- **RECORDS**:
--- Start ---

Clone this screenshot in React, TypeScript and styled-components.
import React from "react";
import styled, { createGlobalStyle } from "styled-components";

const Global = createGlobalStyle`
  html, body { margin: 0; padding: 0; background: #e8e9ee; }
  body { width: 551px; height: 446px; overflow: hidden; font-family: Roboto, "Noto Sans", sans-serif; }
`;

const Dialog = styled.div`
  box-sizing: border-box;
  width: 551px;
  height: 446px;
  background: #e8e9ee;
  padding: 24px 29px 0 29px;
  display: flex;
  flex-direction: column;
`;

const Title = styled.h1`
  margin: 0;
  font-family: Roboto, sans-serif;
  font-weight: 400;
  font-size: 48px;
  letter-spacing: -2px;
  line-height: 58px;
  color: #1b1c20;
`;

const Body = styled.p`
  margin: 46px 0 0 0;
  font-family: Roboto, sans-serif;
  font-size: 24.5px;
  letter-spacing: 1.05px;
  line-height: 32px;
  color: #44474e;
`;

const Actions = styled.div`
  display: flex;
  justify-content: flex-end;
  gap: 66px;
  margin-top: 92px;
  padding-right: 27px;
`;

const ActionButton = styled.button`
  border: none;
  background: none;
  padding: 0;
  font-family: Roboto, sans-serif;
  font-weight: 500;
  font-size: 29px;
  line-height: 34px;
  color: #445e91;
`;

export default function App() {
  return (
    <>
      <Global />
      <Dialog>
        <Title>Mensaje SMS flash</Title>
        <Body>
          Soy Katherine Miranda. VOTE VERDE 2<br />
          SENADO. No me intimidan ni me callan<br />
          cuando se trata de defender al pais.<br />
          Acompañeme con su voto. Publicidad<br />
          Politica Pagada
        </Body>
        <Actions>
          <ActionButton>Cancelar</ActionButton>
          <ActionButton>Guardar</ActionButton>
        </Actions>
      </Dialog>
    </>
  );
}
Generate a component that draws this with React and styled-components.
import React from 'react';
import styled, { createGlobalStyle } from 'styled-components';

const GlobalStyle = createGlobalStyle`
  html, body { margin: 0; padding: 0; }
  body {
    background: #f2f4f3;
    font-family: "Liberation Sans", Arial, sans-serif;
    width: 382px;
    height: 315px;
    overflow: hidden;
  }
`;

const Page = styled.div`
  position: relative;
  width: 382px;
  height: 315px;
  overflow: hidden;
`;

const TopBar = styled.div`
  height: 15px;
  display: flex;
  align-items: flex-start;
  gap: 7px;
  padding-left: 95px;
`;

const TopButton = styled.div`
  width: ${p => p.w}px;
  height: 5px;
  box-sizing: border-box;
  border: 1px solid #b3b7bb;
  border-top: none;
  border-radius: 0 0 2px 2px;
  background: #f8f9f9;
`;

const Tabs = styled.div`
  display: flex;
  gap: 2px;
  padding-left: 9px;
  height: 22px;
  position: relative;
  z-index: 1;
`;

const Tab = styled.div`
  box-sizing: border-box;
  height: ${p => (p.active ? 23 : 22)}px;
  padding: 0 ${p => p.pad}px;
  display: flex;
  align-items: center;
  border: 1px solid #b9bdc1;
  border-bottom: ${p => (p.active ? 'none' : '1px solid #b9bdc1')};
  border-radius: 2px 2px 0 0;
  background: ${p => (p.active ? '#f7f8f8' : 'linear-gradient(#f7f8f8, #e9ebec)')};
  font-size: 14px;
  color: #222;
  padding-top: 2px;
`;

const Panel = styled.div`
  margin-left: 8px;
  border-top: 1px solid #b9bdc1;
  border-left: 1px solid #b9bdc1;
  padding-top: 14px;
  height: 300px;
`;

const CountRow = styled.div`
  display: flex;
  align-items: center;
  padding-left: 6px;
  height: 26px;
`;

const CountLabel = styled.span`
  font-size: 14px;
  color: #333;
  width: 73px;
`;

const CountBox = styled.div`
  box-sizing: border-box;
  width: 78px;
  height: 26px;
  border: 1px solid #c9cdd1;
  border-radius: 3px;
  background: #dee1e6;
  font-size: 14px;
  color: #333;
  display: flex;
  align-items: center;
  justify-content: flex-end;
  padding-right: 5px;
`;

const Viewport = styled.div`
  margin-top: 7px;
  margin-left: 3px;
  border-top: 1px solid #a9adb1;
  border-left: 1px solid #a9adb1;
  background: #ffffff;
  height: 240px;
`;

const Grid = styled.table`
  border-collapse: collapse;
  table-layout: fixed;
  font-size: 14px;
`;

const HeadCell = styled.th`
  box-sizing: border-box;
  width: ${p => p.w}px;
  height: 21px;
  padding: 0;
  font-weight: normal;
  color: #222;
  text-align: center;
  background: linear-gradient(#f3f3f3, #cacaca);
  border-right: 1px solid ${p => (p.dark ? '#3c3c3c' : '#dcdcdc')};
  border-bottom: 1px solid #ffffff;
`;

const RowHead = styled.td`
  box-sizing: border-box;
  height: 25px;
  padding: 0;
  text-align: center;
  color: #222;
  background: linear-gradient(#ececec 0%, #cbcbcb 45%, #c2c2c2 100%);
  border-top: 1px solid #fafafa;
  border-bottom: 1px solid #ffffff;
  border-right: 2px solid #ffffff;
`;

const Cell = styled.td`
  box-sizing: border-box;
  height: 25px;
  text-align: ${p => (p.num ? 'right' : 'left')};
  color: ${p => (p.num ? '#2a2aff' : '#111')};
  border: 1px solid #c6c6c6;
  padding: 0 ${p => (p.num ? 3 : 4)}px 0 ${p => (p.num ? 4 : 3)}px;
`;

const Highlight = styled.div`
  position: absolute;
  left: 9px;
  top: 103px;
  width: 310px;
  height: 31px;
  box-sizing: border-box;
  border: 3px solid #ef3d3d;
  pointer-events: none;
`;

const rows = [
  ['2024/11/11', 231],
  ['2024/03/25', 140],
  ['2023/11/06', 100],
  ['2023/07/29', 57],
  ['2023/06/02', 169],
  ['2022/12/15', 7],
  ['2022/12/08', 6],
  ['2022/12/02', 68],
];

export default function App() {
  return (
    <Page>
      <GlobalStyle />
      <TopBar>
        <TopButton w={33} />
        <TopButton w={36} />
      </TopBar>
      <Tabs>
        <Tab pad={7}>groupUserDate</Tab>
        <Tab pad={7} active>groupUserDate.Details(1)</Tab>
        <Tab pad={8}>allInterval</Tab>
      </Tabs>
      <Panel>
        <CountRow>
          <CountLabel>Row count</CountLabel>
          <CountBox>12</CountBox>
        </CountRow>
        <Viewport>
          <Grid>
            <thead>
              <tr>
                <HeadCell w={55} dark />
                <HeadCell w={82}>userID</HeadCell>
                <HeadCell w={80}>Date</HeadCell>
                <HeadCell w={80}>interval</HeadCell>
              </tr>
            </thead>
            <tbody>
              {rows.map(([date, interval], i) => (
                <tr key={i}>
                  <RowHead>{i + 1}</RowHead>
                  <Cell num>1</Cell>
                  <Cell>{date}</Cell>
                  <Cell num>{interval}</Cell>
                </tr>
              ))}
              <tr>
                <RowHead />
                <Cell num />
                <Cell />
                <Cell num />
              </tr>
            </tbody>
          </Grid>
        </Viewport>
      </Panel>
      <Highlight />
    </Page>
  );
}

--- End ---
--- Start ---

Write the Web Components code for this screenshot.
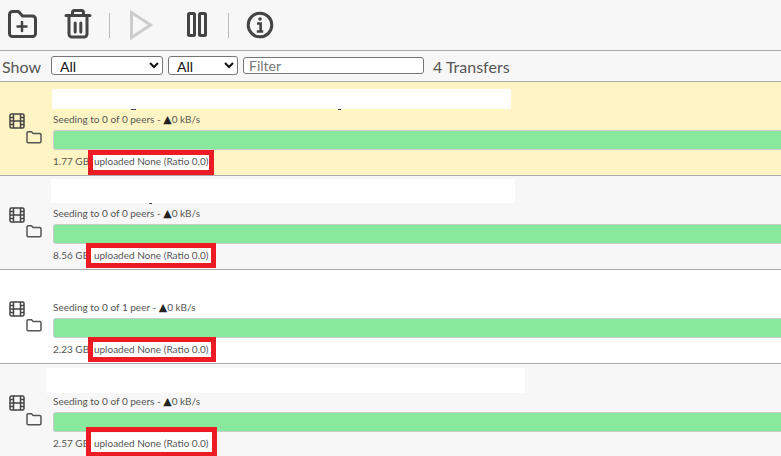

--- End ---

- **WHAT THE EXERCISE ASKS**: Find the lines containing "React" and list every one of them.

- **SOLUTION FOR THIS PROBLEM**:
Clone this screenshot in React, TypeScript and styled-components.
import React from "react";
Generate a component that draws this with React and styled-components.
import React from 'react';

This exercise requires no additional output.